-- Required task --
Each line that holds the word "React" should be returned.

-- Begin Data provided --

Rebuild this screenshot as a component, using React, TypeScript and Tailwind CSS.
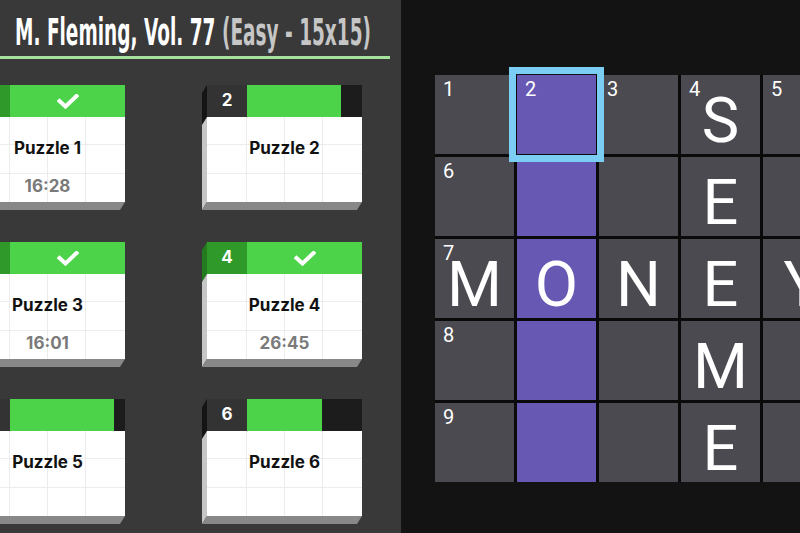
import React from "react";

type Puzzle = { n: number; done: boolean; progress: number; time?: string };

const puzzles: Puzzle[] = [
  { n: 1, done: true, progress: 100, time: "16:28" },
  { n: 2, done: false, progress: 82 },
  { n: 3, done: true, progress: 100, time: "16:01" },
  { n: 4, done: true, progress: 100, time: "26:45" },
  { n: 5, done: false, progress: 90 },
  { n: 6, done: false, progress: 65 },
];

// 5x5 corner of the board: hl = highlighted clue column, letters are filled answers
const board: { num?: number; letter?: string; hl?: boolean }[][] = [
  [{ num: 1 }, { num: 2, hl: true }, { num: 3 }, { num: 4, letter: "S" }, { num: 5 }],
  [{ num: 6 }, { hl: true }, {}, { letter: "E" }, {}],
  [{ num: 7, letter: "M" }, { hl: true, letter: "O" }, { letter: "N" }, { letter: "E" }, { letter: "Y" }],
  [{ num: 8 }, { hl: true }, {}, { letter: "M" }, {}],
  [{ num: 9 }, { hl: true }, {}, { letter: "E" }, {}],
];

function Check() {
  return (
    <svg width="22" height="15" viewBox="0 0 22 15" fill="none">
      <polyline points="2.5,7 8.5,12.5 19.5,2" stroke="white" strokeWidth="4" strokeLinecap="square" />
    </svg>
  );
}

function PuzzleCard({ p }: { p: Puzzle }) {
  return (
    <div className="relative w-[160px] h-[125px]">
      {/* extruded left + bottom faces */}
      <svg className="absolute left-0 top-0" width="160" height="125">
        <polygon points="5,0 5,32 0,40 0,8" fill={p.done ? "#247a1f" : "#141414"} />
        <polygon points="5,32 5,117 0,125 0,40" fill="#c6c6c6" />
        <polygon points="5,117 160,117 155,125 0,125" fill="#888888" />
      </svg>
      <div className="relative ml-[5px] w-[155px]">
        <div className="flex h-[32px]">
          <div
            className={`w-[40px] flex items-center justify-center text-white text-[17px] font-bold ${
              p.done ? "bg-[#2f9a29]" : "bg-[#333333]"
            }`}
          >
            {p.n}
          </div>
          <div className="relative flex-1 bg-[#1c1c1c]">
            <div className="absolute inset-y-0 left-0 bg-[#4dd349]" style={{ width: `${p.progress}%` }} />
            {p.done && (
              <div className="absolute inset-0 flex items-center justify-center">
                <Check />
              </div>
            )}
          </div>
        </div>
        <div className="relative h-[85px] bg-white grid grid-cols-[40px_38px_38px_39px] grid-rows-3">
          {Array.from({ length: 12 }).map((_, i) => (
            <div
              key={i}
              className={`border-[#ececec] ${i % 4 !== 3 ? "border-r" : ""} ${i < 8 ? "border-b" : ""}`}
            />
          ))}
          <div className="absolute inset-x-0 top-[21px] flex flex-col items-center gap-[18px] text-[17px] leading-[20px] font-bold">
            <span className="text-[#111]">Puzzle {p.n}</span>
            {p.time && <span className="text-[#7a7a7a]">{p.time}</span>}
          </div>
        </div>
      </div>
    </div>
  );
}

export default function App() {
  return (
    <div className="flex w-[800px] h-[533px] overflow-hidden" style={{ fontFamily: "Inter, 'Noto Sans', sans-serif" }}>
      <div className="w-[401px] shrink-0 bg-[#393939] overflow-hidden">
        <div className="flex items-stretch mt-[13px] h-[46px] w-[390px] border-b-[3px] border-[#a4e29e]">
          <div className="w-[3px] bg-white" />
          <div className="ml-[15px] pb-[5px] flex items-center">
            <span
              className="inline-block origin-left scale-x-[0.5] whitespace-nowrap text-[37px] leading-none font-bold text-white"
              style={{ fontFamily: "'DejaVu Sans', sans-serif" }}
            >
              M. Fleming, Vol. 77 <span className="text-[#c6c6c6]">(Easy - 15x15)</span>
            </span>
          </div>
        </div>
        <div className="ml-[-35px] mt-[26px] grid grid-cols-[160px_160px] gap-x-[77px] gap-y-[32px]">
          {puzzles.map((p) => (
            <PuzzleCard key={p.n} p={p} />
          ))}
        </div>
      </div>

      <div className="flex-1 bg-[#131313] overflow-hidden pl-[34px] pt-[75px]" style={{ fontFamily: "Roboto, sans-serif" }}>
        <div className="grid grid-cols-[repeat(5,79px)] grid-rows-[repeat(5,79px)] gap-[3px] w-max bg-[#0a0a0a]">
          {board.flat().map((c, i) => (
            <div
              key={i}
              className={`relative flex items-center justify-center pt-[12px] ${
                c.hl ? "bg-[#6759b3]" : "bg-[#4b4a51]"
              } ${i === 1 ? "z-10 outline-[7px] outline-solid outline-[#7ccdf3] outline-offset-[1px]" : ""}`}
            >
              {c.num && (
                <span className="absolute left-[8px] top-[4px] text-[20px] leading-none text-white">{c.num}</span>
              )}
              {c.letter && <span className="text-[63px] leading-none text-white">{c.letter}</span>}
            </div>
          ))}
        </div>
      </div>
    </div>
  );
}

-- End Data provided --

-- Written solution --
Rebuild this screenshot as a component, using React, TypeScript and Tailwind CSS.
import React from "react";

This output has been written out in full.